The Who wrapped up their “farewell tour” at Toronto’s Maple Leaf Gardens on December 17th, 1982. They’d been touring at a grueling pace over the past three years and everyone was drained, particularly Pete Townshend. The guitarist had been ingesting insane amounts of booze, cocaine and even heroin. His bandmates began fearing for his life.
“I was the instigator,” Roger Daltrey told Rolling Stone in 1982. “I was responsible for getting him back on the road after 1978. And after three tours of America, he was a bloody junkie. I felt responsible for that. It was really hard to live with, and I just don’t want to think about it anymore. I mean, I think the world of that guy. I think enough of him to stop the Who.”

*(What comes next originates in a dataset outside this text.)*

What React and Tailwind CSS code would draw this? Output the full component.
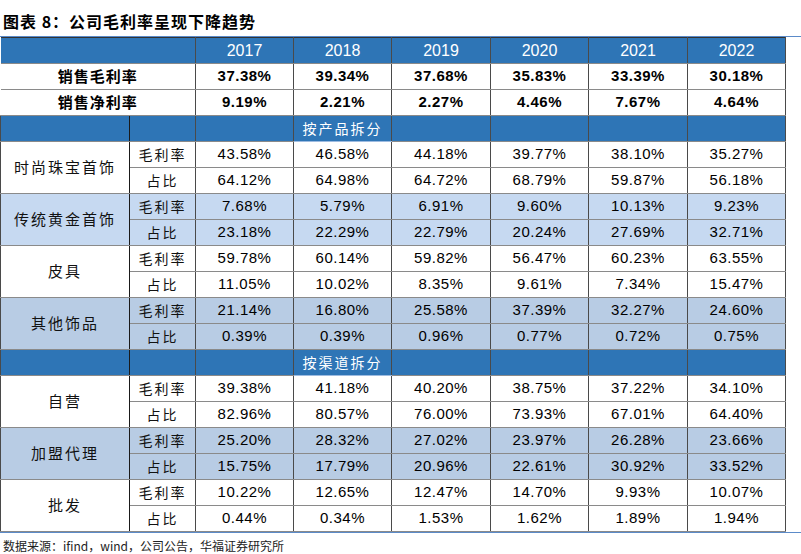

They weren’t going to stop one of the biggest bands of all time without a giant farewell tour, though, so in September of 1982 they launched a three-month world tour that hit stadiums all across America, often with the Clash on the bill. When the weather got cold, they moved into arenas before wrapping up in Toronto. The group was insistent that they’d continue to record.
Bassist John Entwistle was none too happy about the decision to stop touring. “I don’t intend to get off the road,” he told Rolling Stone. “There’s not much I can do about it except hope they change their minds. I’m not prepared to just carry on doing albums. If the touring isn’t there, then I’d rather get my own thing together, which involves touring as well.”
Entwistle’s threat to defect didn’t sit well with the others. “If John feels that he couldn’t even address himself to the prospect of doing recording, then of course we’ve got a problem,” Townshend said. “He’ll have to find about $1 million to give back to Warner Bros.” The guitarist wasn’t willing to contemplate carrying on without Entwistle. “It would be Daltrey and Townshend,” he said. “But, oh, it would not be the Who.”
The final show opened with “My Generation” and closed with “Twist and Shout.” Here’s a video of “Eminence Front” from that final gig.
The band have toured eight times since then. Five of those trips were after John Entwistle died. Their only new album was 2006’s Endless Wire.